4. Balance of powers
Protection of civil liberties, freedom from tyranny, and equal protection of the laws for all citizens require a balance of powers within government, which the US Constitution was designed to create. However, the two elected branches of the government--the president and Congress--both gained power in non-transparent elections, favoring one political party, the Republicans--in the case of the president, in the 2004 election, and in the case of Congress in the elections conducted in 2002 and 2004, with varying degrees of transparency, as the new electronic voting systems containing secret programming code controlled by partisans of the Republican Party came on line, resulting in two-thirds of Congress holding office with questionable legitimacy. These two branches tainted with non-transparent elections have been appointing and approving the judges in the third branch, the judiciary. The lack of a "balance of powers" and the overweening influence of one political party, the Republicans, is palpable, and is expressed in many ways, including the exclusion of Democratic Congressional representatives from meetings at which they are entitled to be present, the unfair tabling of Democratic initiatives, unfair scheduling of votes, and so on; and also in the overall lack of representation of the interests of the rank and file of the Democratic Party--workers, the poor, the middle class, small business, and many professions, who constitute at least half of the U.S. population.
5. Free speech
Aides of the president and vice president, and possibly these officials themselves, revealed the identity of covert US agents apparently as political punishment for publicly expressed views of the spouse of an outed agent. Such as action chills free speech, in that it sends the message to all potential dissenters that severe punishment may be inflicted by the president and his regime on any who speak out against them. Free speech is further curtailed by monopolistic practices by the country's news and opinion outlets, so that only the interests of big business and the upper classes are served by news publications and in use of the public airwaves.

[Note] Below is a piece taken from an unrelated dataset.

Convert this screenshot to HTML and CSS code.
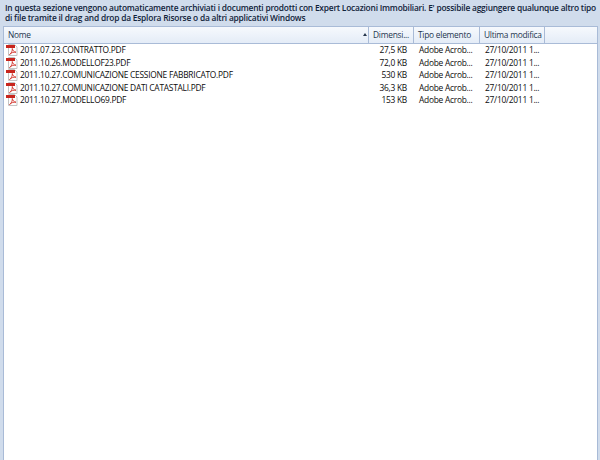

6. Respect for oaths of office and the Constitution
The Constitution grants Congress the sole power to declare war. In October 2002, the Congress voted to transfer the power to declare war to the president, in the case of the invasion of sovereign foreign country, Iraq. The evaluation of the reasons for such an invasion--the offenses that Iraq was said to have committed--was therefore left entirely up to the president, who decided to invade and occupy that country for reasons that all turned out to be false, and that many persons on government and in other nations knew to be false. The members of Congress who voted to give away their power to declare war violated the Constitution and their oath of office to uphold the Constitution with the Iraq war resolution. And the president violated international law, and long-standing US foreign policy, by the arbitrary, pre-emptive, and large scale violence against innocent people, with no justification. Congress furthermore continues to fund this illegal and unnecessary war to the tune of hundreds of billions of dollars.
7. Fair taxation, and taxation with representation
Throughout the planning and execution of an illegal war, the president and Congress have acted to remove the burden of the cost of that war from the richest of Americans and to place that burden on the poorest classes, by repeated tax cuts for the richest Americans, and tax cuts and tax breaks for large corporate business interests, while maintaining or increasing taxes on the poor and cutting all social programs that benefit the poor, the middle class, and small business. The poor and middle class, by far the largest population in the country, have meanwhile been denied proper representation in these decisions by means of non-transparent elections that are controlled by partisans of the president's political party. This is "taxation without representation"--the immediate cause of the first American Revolution.